Delving into the world of hiking in the UK, where are your best hiking spots?
I’m not sure there’s a thing as best hiking spots, every hike is different and it depends on the weather, who you’re with and how you’re feeling at the time.
I love scrambling and more adventurous hikes so some of my top places would be the scramble routes up Kinder Scout in the Peak District, Hall’s Fell Ridge route up Blencathra, Foxes Tarn scramble up Scafell in the Lake District and Crib Goch in Snowdonia.
Tell us about your 950-mile hiking challenge for Mind.
In May 2019 I set off with a friend hiking across Great Britain, from the furthest easterly point in Lowestoft to the furthest westerly point at Ardnamurchan Lighthouse in Scotland.
We hiked via national and local trails including the Norfolk Coast Path, Pennine Way and West Highland Way. All our belongings were carried in our backpacks for the challenge, including camping gear. Our backpacks weighed between 15-18 kg, depending on how much water and food we were carrying!
What advice do wannabe hikers need to know?
Remember everyone starts somewhere, I remember my first hikes in the Peak District National Park, reaching Mam Tor summit and scrambling up Grindsbrook to Kinder Plateau.
A few useful things to know:
- The weather when hiking in the hills and mountains is never what it says for the local destination – make sure you have waterproofs and warm layers.
- Map reading isn’t as scary as you think – get yourself a map and compass. You can either teach yourself or sign up to a navigation course.
- You don’t need to start with the most adventurous hike, maybe a lovely low-level route will be perfect and build your confidence up.

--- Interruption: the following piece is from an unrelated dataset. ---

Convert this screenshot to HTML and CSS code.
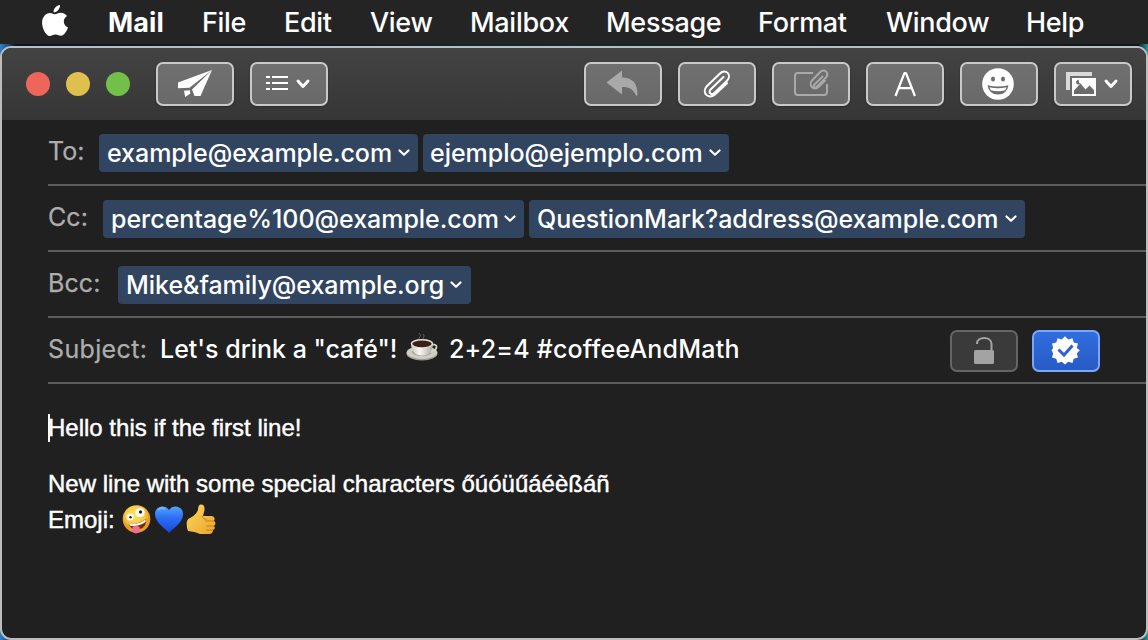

If you fancy hiking up Mam Tor in the Peak District you can read all the different route options here on my Peak District Walks website. And even better when you’ve done that check out my new charity patches – the first one is Mam Tor 🙂
Mount Kilimanjaro, Patagonia and Mount Toubkal are on your list of hiking adventures. What have been your top 3 experiences to date?
My top 3 experiences, ooo, why are these questions so hard, ok in no particular order!
One of my favourite hiking challenges was the Tour du Mont Blanc that I did in 2014 and if all goes to plan I’ll be doing it again in 2021 (postponed from this year).
Hiking the Jurassic Coast has to be up there with my top three, since it was my first solo long-distance hike where I wild camped too, it was a tough but brilliant adventure.
And third, would be the Tongariro Crossing in New Zealand, which I did in 2011 with my brother and sister. The views were amazing, in addition, we climbed up Ngauruhoe, the volcano also known as Mt Doom, covered in snow at the top.
What’s been the toughest challenge you’ve done?
For some time my toughest challenge was the Welsh 3000s, but this year I hiked the Bob Graham Round in the Lake District, wild camping and carrying all my own gear and food. It was definitely a tough mental and physical challenge, especially as the weather was pretty bad at times.
Lastly, there is something magical about standing on top of a mountain. Describe the feeling.
Yes, there certainly is but it’s a feeling that changes depending on what mountain you’re climbing and how tough it is! Sometimes it’s a feeling of ‘oh thank goodness I’ve made it’, other times it’s ‘wow, those views are incredible’ and other times it’s ‘yippee there’s a shelter at the top’.
Overall, for me, it’s a happy feeling and even if the conditions were tough I normally want to do it again!